**Task statement**
Within the data below, state how many lines contain the string "TypeScript". Provide the number only.

**Material**
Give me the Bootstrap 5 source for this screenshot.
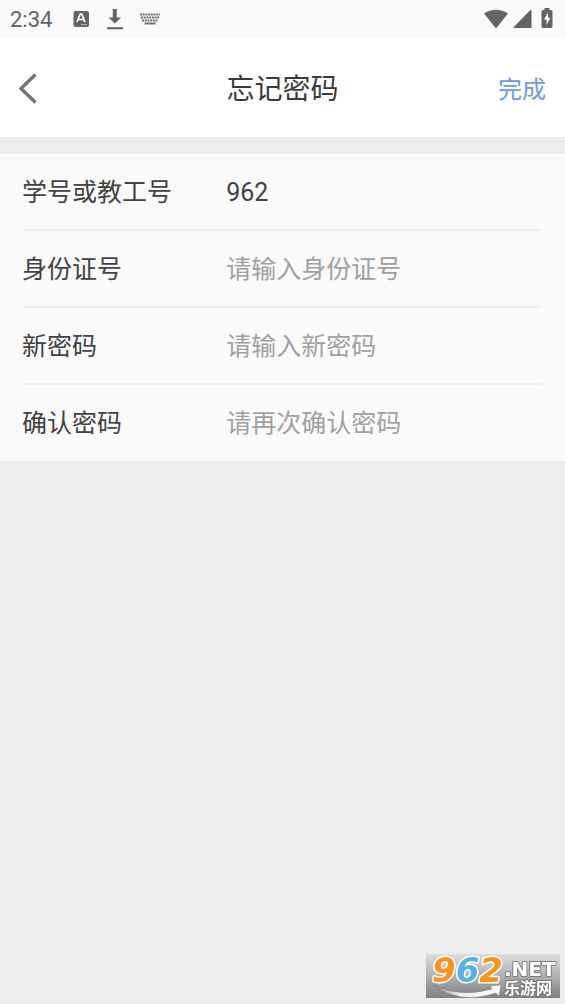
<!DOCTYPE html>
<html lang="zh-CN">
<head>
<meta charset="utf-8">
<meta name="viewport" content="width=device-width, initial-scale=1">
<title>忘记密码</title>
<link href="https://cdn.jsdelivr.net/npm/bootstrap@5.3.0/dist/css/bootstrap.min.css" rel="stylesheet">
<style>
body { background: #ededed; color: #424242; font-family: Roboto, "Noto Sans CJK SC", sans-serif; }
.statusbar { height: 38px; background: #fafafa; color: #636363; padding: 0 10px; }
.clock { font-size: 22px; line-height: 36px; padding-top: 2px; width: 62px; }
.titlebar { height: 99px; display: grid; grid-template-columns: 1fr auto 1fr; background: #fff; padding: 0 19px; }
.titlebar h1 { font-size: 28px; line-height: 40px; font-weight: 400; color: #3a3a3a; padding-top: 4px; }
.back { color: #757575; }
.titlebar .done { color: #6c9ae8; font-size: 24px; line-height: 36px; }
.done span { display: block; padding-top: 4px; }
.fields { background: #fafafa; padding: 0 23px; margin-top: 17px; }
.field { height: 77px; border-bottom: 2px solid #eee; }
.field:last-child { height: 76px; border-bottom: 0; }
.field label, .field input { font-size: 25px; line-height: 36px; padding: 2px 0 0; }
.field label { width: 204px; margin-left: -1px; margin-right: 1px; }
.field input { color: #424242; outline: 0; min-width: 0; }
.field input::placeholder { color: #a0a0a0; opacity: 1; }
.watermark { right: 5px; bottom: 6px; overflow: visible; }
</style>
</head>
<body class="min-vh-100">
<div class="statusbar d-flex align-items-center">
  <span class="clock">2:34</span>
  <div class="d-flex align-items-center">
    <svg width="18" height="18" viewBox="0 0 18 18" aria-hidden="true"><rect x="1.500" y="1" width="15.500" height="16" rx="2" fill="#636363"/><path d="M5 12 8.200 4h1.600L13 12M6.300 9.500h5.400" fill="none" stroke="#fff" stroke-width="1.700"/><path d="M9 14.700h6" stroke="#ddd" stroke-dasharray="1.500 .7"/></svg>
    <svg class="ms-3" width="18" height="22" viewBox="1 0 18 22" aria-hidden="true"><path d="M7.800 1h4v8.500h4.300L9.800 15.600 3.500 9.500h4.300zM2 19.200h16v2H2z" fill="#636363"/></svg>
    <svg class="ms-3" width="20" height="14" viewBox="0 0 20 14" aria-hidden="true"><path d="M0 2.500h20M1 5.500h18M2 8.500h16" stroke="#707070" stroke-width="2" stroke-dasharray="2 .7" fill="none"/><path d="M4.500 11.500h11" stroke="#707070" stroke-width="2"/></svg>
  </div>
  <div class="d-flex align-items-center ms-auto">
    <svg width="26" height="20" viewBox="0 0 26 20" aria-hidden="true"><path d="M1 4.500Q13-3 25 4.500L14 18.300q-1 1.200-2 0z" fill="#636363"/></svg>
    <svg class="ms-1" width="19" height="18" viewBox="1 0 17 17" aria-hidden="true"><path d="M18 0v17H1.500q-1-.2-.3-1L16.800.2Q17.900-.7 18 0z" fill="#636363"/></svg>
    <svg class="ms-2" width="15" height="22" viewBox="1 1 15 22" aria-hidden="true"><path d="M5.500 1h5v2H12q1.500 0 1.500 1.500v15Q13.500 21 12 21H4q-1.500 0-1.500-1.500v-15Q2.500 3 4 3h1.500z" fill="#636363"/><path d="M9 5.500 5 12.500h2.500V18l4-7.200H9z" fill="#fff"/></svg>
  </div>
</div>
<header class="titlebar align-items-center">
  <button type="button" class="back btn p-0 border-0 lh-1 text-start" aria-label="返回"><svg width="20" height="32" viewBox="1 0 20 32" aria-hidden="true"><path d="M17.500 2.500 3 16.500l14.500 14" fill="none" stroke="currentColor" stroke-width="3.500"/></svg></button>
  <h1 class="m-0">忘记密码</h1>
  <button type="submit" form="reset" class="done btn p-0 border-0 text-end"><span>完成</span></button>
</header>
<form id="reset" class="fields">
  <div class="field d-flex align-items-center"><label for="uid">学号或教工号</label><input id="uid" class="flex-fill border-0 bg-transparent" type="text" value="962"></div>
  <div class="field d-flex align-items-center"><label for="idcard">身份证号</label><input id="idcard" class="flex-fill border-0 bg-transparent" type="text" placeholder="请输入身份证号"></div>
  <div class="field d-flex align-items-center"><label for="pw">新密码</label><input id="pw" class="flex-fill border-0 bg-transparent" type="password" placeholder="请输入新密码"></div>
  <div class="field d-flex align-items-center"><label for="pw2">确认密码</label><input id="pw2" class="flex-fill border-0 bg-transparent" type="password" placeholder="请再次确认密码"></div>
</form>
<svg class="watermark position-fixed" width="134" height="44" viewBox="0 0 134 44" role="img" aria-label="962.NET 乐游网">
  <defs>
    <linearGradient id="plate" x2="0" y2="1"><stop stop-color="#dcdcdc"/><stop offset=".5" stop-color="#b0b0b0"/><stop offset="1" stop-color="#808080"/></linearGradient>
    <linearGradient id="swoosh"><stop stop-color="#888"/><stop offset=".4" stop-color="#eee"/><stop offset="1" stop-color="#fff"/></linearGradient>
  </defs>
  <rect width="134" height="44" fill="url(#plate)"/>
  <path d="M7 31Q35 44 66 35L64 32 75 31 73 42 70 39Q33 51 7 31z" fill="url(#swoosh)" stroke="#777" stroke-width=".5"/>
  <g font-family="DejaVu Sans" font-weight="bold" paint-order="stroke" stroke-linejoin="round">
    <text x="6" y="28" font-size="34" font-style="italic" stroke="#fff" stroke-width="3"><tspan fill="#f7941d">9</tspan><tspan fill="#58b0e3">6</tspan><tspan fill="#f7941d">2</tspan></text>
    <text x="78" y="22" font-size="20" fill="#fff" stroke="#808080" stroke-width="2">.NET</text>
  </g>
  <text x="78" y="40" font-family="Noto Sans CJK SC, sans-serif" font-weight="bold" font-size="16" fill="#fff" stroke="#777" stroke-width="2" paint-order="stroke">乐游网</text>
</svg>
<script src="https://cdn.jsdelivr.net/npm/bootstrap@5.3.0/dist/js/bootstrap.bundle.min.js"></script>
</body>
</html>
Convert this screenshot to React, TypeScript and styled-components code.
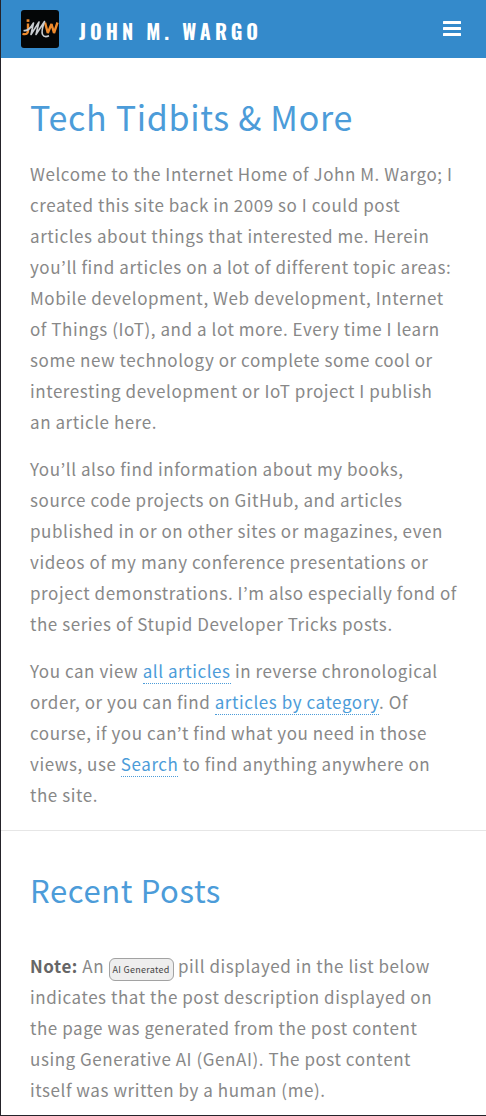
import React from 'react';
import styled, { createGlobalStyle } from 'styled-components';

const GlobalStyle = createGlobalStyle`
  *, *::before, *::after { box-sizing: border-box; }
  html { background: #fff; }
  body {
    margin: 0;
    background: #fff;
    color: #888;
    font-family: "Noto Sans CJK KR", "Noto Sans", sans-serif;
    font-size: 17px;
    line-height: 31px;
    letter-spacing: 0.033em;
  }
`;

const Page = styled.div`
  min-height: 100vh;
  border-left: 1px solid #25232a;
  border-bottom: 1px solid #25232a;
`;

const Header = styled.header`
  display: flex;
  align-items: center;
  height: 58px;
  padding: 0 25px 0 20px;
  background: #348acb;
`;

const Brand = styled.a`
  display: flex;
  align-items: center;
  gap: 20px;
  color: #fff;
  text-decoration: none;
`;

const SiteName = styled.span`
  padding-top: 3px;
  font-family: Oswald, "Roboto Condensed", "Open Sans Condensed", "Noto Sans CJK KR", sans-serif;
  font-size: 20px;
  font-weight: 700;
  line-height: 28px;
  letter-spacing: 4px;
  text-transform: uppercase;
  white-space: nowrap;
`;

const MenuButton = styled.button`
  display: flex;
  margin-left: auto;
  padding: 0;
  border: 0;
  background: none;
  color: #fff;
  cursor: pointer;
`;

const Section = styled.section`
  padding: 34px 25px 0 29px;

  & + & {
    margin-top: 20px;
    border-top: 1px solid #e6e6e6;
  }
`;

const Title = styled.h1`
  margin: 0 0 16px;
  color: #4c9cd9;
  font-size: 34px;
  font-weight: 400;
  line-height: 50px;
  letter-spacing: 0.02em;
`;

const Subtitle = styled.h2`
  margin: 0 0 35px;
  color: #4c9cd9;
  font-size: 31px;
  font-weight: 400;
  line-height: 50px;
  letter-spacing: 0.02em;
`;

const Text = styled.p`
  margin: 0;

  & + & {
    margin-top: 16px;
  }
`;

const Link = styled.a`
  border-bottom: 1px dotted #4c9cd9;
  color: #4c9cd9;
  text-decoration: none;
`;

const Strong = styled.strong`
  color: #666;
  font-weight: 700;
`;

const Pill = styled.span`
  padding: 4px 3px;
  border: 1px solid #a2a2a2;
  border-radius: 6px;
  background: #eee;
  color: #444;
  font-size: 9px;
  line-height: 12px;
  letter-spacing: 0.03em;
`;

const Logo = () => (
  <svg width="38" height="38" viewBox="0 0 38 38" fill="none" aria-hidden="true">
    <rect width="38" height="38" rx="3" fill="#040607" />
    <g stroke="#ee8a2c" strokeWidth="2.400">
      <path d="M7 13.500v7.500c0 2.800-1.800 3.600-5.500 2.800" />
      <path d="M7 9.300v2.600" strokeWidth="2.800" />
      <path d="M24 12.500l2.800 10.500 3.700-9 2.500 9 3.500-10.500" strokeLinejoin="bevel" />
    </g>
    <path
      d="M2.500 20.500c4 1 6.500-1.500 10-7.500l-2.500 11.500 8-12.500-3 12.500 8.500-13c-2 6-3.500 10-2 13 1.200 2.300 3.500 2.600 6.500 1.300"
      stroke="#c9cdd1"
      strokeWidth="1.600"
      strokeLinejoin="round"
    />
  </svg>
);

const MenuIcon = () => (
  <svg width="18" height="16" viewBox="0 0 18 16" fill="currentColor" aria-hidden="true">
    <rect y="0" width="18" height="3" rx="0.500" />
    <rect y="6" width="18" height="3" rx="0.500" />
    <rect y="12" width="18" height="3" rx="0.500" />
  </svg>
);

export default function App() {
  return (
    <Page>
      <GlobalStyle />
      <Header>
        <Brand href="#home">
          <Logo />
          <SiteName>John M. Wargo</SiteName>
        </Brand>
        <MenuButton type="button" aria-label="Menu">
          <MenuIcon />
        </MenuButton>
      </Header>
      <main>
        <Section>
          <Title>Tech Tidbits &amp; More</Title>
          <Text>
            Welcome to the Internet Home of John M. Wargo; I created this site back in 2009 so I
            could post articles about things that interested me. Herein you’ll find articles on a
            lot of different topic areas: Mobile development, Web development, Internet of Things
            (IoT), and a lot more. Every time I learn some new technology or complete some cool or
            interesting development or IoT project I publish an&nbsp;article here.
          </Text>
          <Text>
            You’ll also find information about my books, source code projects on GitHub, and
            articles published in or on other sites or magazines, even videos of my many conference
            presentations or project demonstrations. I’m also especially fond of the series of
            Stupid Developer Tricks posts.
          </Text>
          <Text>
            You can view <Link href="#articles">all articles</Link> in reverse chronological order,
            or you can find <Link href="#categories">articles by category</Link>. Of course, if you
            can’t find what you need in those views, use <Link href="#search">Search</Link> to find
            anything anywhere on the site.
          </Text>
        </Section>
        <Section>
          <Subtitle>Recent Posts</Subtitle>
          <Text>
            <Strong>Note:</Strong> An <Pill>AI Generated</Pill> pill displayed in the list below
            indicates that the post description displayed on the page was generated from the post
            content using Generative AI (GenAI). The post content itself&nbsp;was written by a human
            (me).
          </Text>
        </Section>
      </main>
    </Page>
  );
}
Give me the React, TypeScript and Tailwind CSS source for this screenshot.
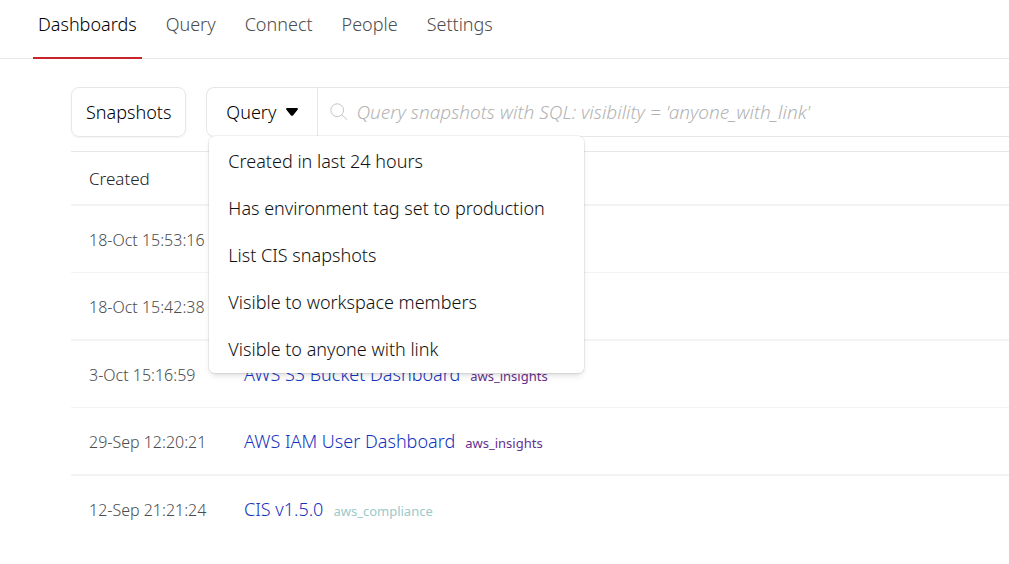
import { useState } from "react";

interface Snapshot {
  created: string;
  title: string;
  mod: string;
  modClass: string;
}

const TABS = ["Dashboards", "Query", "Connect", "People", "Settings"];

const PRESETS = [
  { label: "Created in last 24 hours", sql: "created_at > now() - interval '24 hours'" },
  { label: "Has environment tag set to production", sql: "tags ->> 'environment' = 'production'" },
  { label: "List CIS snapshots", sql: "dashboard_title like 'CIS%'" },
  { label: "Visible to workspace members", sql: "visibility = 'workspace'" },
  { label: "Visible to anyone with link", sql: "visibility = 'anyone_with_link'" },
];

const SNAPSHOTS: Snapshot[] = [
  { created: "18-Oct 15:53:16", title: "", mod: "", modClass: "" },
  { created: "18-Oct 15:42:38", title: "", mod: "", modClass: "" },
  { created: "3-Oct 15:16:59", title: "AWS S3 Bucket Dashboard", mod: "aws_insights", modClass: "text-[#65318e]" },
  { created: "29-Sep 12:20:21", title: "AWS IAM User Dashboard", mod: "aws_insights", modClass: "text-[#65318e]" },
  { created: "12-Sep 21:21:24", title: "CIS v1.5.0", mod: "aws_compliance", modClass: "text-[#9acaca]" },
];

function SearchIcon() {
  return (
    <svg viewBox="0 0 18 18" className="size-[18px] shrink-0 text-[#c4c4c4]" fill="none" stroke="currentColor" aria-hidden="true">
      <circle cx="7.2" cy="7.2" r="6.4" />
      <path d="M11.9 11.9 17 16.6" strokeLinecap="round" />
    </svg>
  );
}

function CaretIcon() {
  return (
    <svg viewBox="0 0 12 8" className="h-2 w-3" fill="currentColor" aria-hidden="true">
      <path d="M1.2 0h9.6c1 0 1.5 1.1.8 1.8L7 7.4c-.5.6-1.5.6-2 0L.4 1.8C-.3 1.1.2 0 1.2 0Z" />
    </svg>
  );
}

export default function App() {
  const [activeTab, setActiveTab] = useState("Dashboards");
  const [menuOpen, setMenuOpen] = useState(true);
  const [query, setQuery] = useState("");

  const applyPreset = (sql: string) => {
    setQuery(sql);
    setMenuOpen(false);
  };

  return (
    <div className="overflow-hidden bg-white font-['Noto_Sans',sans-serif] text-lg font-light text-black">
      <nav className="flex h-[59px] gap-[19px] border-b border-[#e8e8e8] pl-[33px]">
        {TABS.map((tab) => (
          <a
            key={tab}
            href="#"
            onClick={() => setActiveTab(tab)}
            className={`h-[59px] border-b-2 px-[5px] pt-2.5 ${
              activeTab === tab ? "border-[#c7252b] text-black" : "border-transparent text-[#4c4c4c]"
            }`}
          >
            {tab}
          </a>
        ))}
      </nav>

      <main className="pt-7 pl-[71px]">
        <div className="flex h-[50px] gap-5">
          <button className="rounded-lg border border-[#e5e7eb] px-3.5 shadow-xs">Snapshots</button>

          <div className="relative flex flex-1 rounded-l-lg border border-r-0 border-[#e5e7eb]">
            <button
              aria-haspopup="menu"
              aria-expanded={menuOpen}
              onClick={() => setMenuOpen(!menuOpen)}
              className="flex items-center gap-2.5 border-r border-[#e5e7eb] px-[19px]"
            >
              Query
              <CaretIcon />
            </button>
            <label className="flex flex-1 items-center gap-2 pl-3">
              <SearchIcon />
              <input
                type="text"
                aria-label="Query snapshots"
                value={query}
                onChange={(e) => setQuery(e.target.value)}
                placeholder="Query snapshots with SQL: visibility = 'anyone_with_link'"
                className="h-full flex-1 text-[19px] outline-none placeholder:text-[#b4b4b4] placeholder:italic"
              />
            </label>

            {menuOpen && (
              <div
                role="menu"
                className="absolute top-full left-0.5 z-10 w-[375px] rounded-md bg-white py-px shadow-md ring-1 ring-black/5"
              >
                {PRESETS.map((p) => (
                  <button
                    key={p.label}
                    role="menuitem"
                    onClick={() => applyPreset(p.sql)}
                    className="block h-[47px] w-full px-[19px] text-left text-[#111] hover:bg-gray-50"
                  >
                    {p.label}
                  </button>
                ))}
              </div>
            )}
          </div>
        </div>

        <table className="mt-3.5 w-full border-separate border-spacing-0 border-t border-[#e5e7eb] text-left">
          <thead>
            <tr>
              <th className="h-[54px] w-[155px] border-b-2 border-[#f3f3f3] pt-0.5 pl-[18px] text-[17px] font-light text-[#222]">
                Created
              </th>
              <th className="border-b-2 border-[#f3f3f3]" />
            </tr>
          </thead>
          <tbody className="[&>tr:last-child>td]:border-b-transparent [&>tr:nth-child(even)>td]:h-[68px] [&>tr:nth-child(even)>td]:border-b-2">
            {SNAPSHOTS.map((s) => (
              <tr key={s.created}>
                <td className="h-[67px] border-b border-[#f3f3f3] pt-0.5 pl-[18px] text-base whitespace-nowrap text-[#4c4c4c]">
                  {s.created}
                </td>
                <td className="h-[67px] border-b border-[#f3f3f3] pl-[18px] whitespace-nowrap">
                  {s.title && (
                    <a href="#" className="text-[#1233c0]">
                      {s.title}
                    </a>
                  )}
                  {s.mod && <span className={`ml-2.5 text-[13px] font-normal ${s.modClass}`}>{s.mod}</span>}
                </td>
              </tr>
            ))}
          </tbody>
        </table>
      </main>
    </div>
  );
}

**Reply**
2